The Chinese navy circumnavigated Australia, firing weapons where it pleases it to do so and Albanese’s response is to defend this behaviour.
Third, Albanese says he is “deepening our economic engagement across Southeast Asia”.
This is not true. Australian investment into Southeast Asia is stagnating. Trade is growing but at a rate far slower than trade with China. Our government says it is encouraging business to diversify markets, but actually they have given up that effort.
Finally, Albanese says he is “forging new defence and security co-operation with our nearest neighbours, Indonesia and Papua New Guinea”.
What nonsense. Jakarta is much more interested in building ties with Moscow than with us. And China has more freedom of action in Port Moresby, despite all Albanese’s blather about family and football.

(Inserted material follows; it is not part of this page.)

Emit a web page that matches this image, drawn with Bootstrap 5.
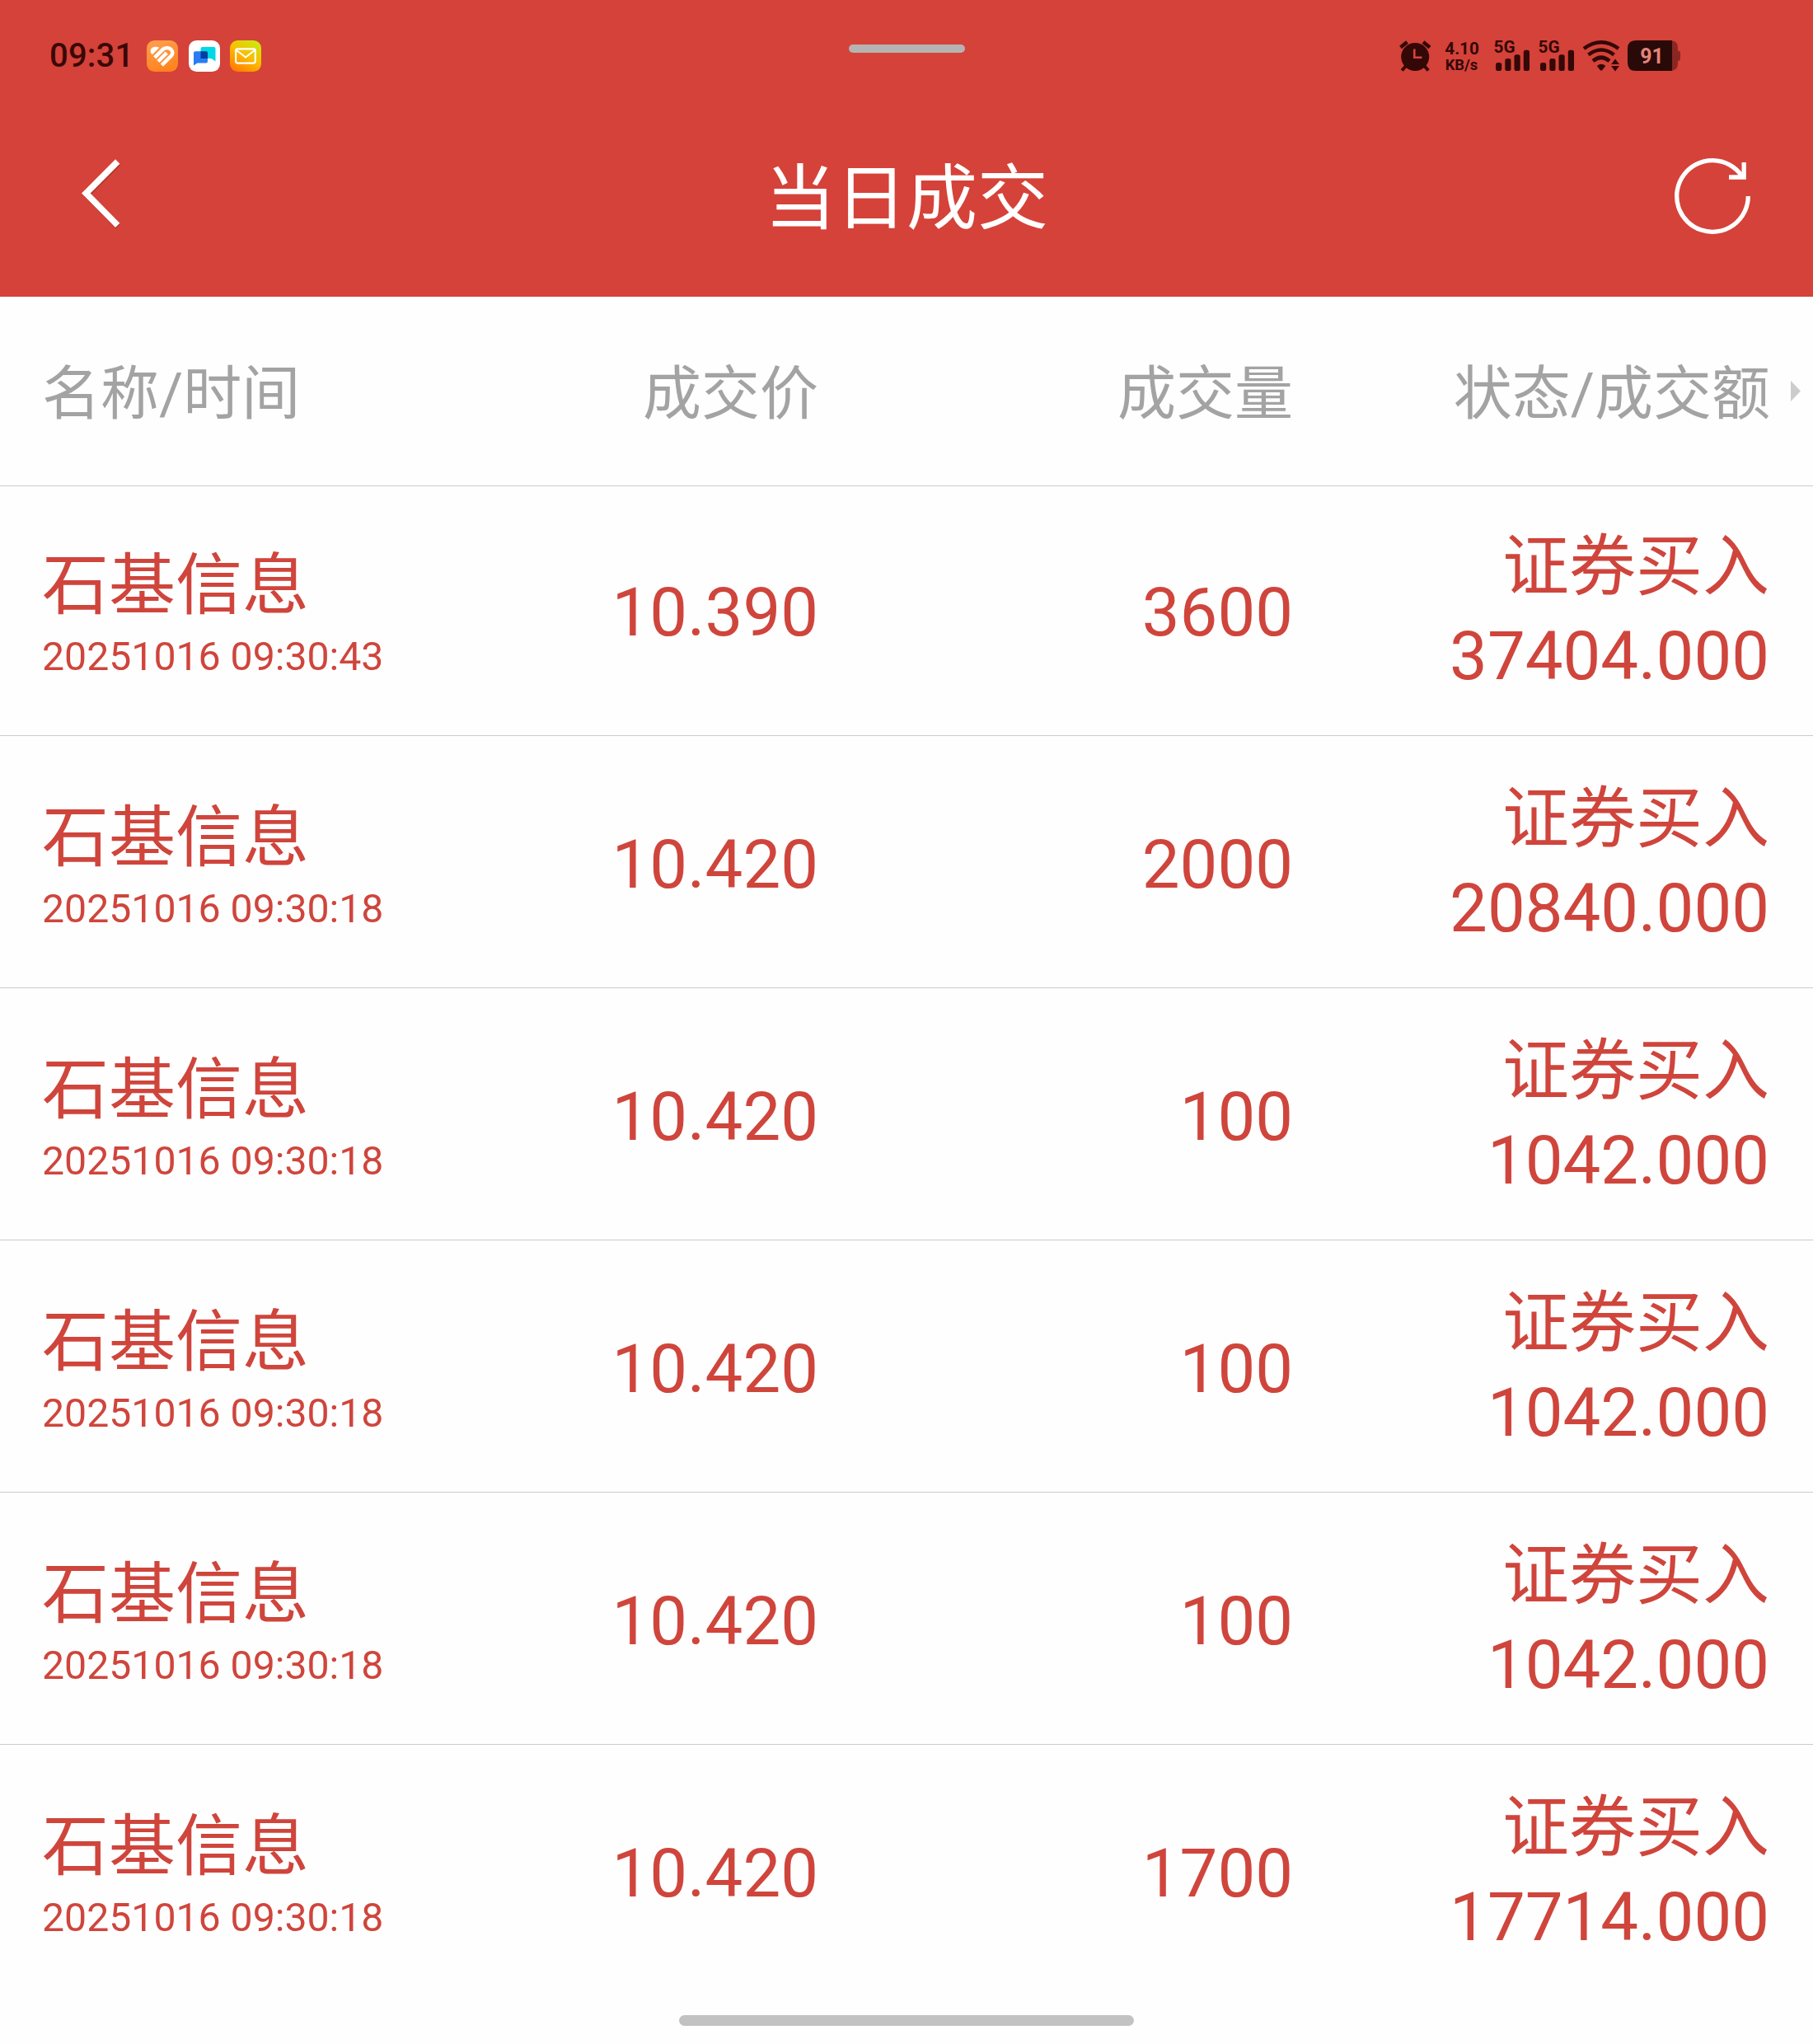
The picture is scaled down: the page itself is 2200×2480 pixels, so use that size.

The reality for Australian security interests is that there is no substitute for US military power as the ultimate stabilising force in our region. Curtin understood that reality. Albanese doesn’t. His foreign policy is a mix of appeasing China, fantasising about our declining power in the region and antagonising the US.
Albanese may yet face his darkest hour in our national life, depending on whether the US can deter China’s military ambitions.
We must hope that moment never arrives because no Australian prime minister since the war has done more to damage our defence interests than Albanese.
Peter Jennings is a director at Strategic Analysis Australia.